Hiring increased to 5.89 million in October, bringing the hiring rate up to 3.9 percent from 3.8 percent, in line with the stronger job gains during the month. Together with subdued firings, the run of steady hiring has helped push down the unemployment rate to the lowest since 1969. 

Layoffs declined to 1.69 million, a three-month low. Job openings increased in manufacturing, construction, real estate, information and retail. Vacancies declined in transportation, warehousing and utilities; and in professional and business services.

Nearly Half of S&P 500 Stocks In a Bear Market

The S&P 500 is not yet in a bear market, but nearly half of its components are. The S&P 500 fell on Monday, by 0.25 percent, putting the benchmark index on track for its lowest close since May and stirring fears that a decade-old Wall Street rally may be over. Earlier in the session, the index was down as much as 1.9 percent, before ending the day up 0.18 percent.

The S&P 500 index has been in a correction since October, defined by many investors as a drop of 10 percent or more from a high. It has not crossed the 20 percent threshold, widely viewed as the definition of a bear market.

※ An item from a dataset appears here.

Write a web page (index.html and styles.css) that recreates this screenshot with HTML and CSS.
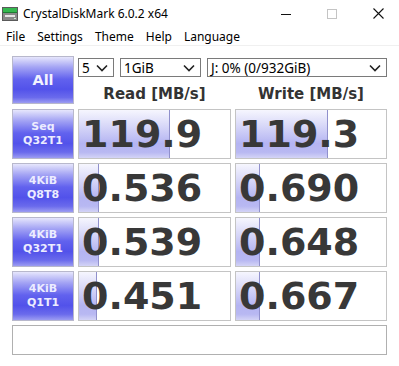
FILE: index.html
```html
<!DOCTYPE html>
<html lang="en">
<head>
    <meta charset="UTF-8">
    <title>CrystalDiskMark 6.0.2 x64</title>
    <link rel="stylesheet" href="styles.css">
</head>
<body>
    <div class="window">
        <div class="titlebar">
            <svg class="app-icon" width="16" height="14" viewBox="0 0 16 14">
                <rect x="0.5" y="0.5" width="15" height="13" fill="#8a8a8a" stroke="#5a5a5a"/>
                <rect x="1" y="1" width="14" height="4" fill="#35b84f"/>
                <rect x="1" y="5" width="14" height="1" fill="#1f7d33"/>
                <rect x="3" y="8" width="10" height="2" fill="#e6e6e6"/>
                <rect x="12" y="11" width="2" height="1" fill="#cfe9d4"/>
            </svg>
            <span class="title">CrystalDiskMark 6.0.2 x64</span>
            <div class="controls">
                <div class="ctrl">
                    <svg width="10" height="10" viewBox="0 0 10 10"><line x1="0" y1="5.5" x2="10" y2="5.5" stroke="#111" stroke-width="1"/></svg>
                </div>
                <div class="ctrl">
                    <svg width="10" height="10" viewBox="0 0 10 10"><rect x="0.5" y="0.5" width="9" height="9" fill="none" stroke="#c4c4c4" stroke-width="1"/></svg>
                </div>
                <div class="ctrl">
                    <svg width="11" height="11" viewBox="0 0 11 11"><path d="M0.5 0.5 L10.5 10.5 M10.5 0.5 L0.5 10.5" stroke="#111" stroke-width="1.1"/></svg>
                </div>
            </div>
        </div>

        <div class="menubar">
            <span class="menu-item">File</span>
            <span class="menu-item">Settings</span>
            <span class="menu-item">Theme</span>
            <span class="menu-item">Help</span>
            <span class="menu-item">Language</span>
        </div>

        <div class="main">
            <div class="row top-row">
                <div class="label all-btn">All</div>
                <div class="top-right">
                    <div class="combos">
                        <div class="combo combo-count"><span>5</span><svg width="12" height="8" viewBox="0 0 12 8"><polyline points="1,1.5 6,6.5 11,1.5" fill="none" stroke="#222" stroke-width="1.6"/></svg></div>
                        <div class="combo combo-size"><span>1GiB</span><svg width="12" height="8" viewBox="0 0 12 8"><polyline points="1,1.5 6,6.5 11,1.5" fill="none" stroke="#222" stroke-width="1.6"/></svg></div>
                        <div class="combo combo-drive"><span>J: 0% (0/932GiB)</span><svg width="12" height="8" viewBox="0 0 12 8"><polyline points="1,1.5 6,6.5 11,1.5" fill="none" stroke="#222" stroke-width="1.6"/></svg></div>
                    </div>
                    <div class="headers">
                        <div class="col-head">Read [MB/s]</div>
                        <div class="col-head">Write [MB/s]</div>
                    </div>
                </div>
            </div>

            <div class="row">
                <div class="label">Seq<br>Q32T1</div>
                <div class="value"><div class="meter" style="width: 91px"></div><span>119.9</span></div>
                <div class="value"><div class="meter" style="width: 92px"></div><span>119.3</span></div>
            </div>
            <div class="row">
                <div class="label">4KiB<br>Q8T8</div>
                <div class="value"><div class="meter" style="width: 20px"></div><span>0.536</span></div>
                <div class="value"><div class="meter" style="width: 24px"></div><span>0.690</span></div>
            </div>
            <div class="row">
                <div class="label">4KiB<br>Q32T1</div>
                <div class="value"><div class="meter" style="width: 20px"></div><span>0.539</span></div>
                <div class="value"><div class="meter" style="width: 24px"></div><span>0.648</span></div>
            </div>
            <div class="row">
                <div class="label">4KiB<br>Q1T1</div>
                <div class="value"><div class="meter" style="width: 18px"></div><span>0.451</span></div>
                <div class="value"><div class="meter" style="width: 24px"></div><span>0.667</span></div>
            </div>

            <div class="comment"></div>
        </div>
    </div>
</body>
</html>
```

FILE: styles.css
```css
* {
    box-sizing: border-box;
    margin: 0;
    padding: 0;
}

body {
    width: 399px;
    height: 366px;
    overflow: hidden;
    background-color: #fff;
    font-family: 'Noto Sans', 'Open Sans', sans-serif;
    color: #000;
}

.titlebar {
    display: flex;
    align-items: center;
    height: 27px;
    overflow: hidden;
}

.app-icon {
    margin-left: 2px;
    margin-top: 1px;
}

.title {
    margin-left: 5px;
    font-size: 12px;
    color: #000;
}

.controls {
    display: flex;
    margin-left: auto;
    margin-right: -2px;
    height: 27px;
}

.ctrl {
    width: 46px;
    display: flex;
    align-items: center;
    justify-content: center;
}

.menubar {
    display: flex;
    height: 19px;
    align-items: center;
    border-bottom: 1px solid #f0f0f0;
    font-size: 12px;
}

.menu-item {
    padding: 0 6px;
    line-height: 19px;
}

.main {
    padding: 10px 12px 0 12px;
}

.row {
    display: grid;
    grid-template-columns: 62px 153px 152px;
    column-gap: 4px;
    height: 50px;
    margin-bottom: 4px;
}

.top-row {
    height: 48px;
    margin-bottom: 5px;
}

.label {
    display: flex;
    align-items: center;
    justify-content: center;
    text-align: center;
    border: 1px solid #b8b8cc;
    background: linear-gradient(to bottom, #e6e6fc 0%, #a4a4f4 22%, #6262ee 48%, #5252ea 70%, #6a6aec 88%, #9c9cf2 100%);
    color: #ececff;
    font-family: 'DejaVu Sans', Verdana, sans-serif;
    font-weight: bold;
    font-size: 11px;
    line-height: 14px;
}

.all-btn {
    font-size: 14.5px;
    color: #f2f2ff;
}

.top-right {
    grid-column: 2 / 4;
    display: flex;
    flex-direction: column;
}

.combos {
    display: flex;
    gap: 6px;
    margin-top: 2px;
}

.combo {
    display: flex;
    align-items: center;
    justify-content: space-between;
    height: 19px;
    padding: 0 5px 0 3px;
    border: 1px solid #7a7a7a;
    background-color: #fff;
    font-size: 13.5px;
}

.combo-count {
    width: 36px;
}

.combo-size {
    width: 81px;
}

.combo-drive {
    flex: 1;
}

.headers {
    display: grid;
    grid-template-columns: 153px 152px;
    column-gap: 4px;
    margin-top: 7px;
}

.col-head {
    text-align: center;
    font-family: 'DejaVu Sans', Verdana, sans-serif;
    font-weight: bold;
    font-size: 15px;
    line-height: 20px;
    color: #333;
}

.value {
    position: relative;
    border: 1px solid #c4c4c4;
    background-color: #fff;
    padding-left: 3px;
    font-family: 'DejaVu Sans', Verdana, sans-serif;
    font-weight: bold;
    font-size: 38px;
    line-height: 48px;
    color: #383838;
    white-space: nowrap;
}

.value span {
    position: relative;
}

.meter {
    position: absolute;
    left: 0;
    top: 0;
    bottom: 0;
    background: linear-gradient(to bottom, #f6f6fe 0%, #d6d6f8 35%, #b4b4f2 70%, #b8b8f2 88%, #d4d4f6 100%);
    border-right: 1px solid #9090cc;
}

.comment {
    margin-top: 4px;
    width: 375px;
    height: 30px;
    border: 1px solid #b0b0b0;
    background-color: #fff;
}
```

However, 245 stocks in the S&P 500 – 49 percent of its components – on Monday had fallen 20 percent or more from their 52-week highs. Another 127 S&P 500 stocks had fallen 10 percent or more from their 52-week highs, but less than 20 percent.

The index on Monday was down about 10 percent from its Sept. 20 record high close.

Apple, until recently Wall Street’s most valuable company and the largest component of the S&P 500, has declined 27 percent from its record high on October 3.

Pessimism has spread beyond the S&P 500 to smaller companies, with hundreds of stocks hitting lows for the year on a daily basis in recent sessions.

S&P 500 components deepest in bear market territory include Nektar Therapeutics, Coty and General Electric, each down more than 60 percent from its 52-week high.

Microsoft, which in late November dethroned Apple as Wall Street’s largest company, is down 8 percent from its Oct. 3 record high.